Amazfit worked with world marathon record-holder Kelvin Kiptum until his untimely death in 2024. Since then their stable of athletes has grown to include recent Ultra-Trail du Mont-Blanc winner Ruth Croft, Olympic 200m gold medallist Gabby Thomas and European 10,000m champion Yeman Crippa, among others.
Ambitious athletes and coaches will be familiar with runners pricking their fingers during workouts to take lactate readings in order to train at the optimum pace.

Fisher is among the modern athletes who do this and admits: “I don't like pricking my finger but the data you get is very useful.”
However, Fisher says right now those kind of numbers are slightly “piecemeal” in that the lactate is taken every two or three reps. “This means you don’t really know what happens in between,” he explains, “so to have a continuous data stream is pretty helpful.”
At present, smart wearables aren’t able to measure lactate blood levels but Fisher believes it might be possible one day. He draws similarities, for example, with the continuous glucose monitors that offer 24/7 readings via a small device that usually sits on the upper arm and which has a thin wire that goes under the skin.
“There's hope, I think,” he says, on the likelihood of inventing a wearable that can measure blood lactate. “It would be possible somehow. But it would have to be somehow invasive. The technology is there for glucose in your arm, but to get lactate it's just not quite there yet.”
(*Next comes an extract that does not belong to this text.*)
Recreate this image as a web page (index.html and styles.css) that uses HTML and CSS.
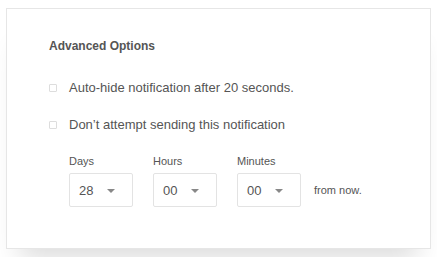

So what stats does Fisher use to measure his training and recovery? “It's a combination,” he says. “If I’m doing a really specific workout where I'm trying to hit a very targeted effort or I'm trying to get a certain response out of my body, then the lactate is really precise.
“Heart rate becomes really helpful because you can pair those numbers together and use them in unison. One metric alone sometimes is a little misleading or a little variable based on the day. But if you use both, you can kind of fine-tune your effort and really know what's going on inside.
“Then if you pair that again with GPS data, you get a really good understanding of how hard you're working. If you're a little tired that day, for instance, you can taper things down. Or if you feel really good that day, you can increase the stimulus a little bit, whether that's making the rep longer, making the rep faster, or taking shorter rests. There are all these different levers you can pull.
“One of those data points is good,” he adds, referring to lactate, heart rate and GPS, “but if you have three of them that kind of line up, you get really good confidence in what you're doing.”

What about when he’s not running? “The 24/7 data has become more important for pro runners and I feel like a lot of my friends that are just casual athletes are more into that stuff now. A big piece of that is sleep tracking.”
Fisher wears the Helio ring during sleep because he’s not a fan of sleeping with a watch. “The ring comes in handy so I can take the watch off and put the ring on and you don't notice it,” he says.
“The ring's a lot less intrusive and it all syncs up. So you take the ring off and you put the watch on, and both of those feed data to the app and so it seamlessly merges it.”
He continues: “When I'm training, it's really useful just to see where you're pushing the limits of your body all the time and that you're pushing yourself to the point of adaptation without breaking yourself down to an injury. So you can figure out where that line is. Sometimes the data can give you an idea of when you're just going a little too hard before you kind of realise it or before you get sick.”

Does Fisher analyse the stats himself much or does he leave it to his coach?
“I look at them quite a bit and my coach does as well,” he says. “Ultimately it's my body, so I'm the most in tune with how I feel. It's nice to bounce ideas and numbers off people, but there's some days where I'm just really tired.
“As an athlete, your instinct is to always push. So sometimes it's nice to have something holding you back at the right times.”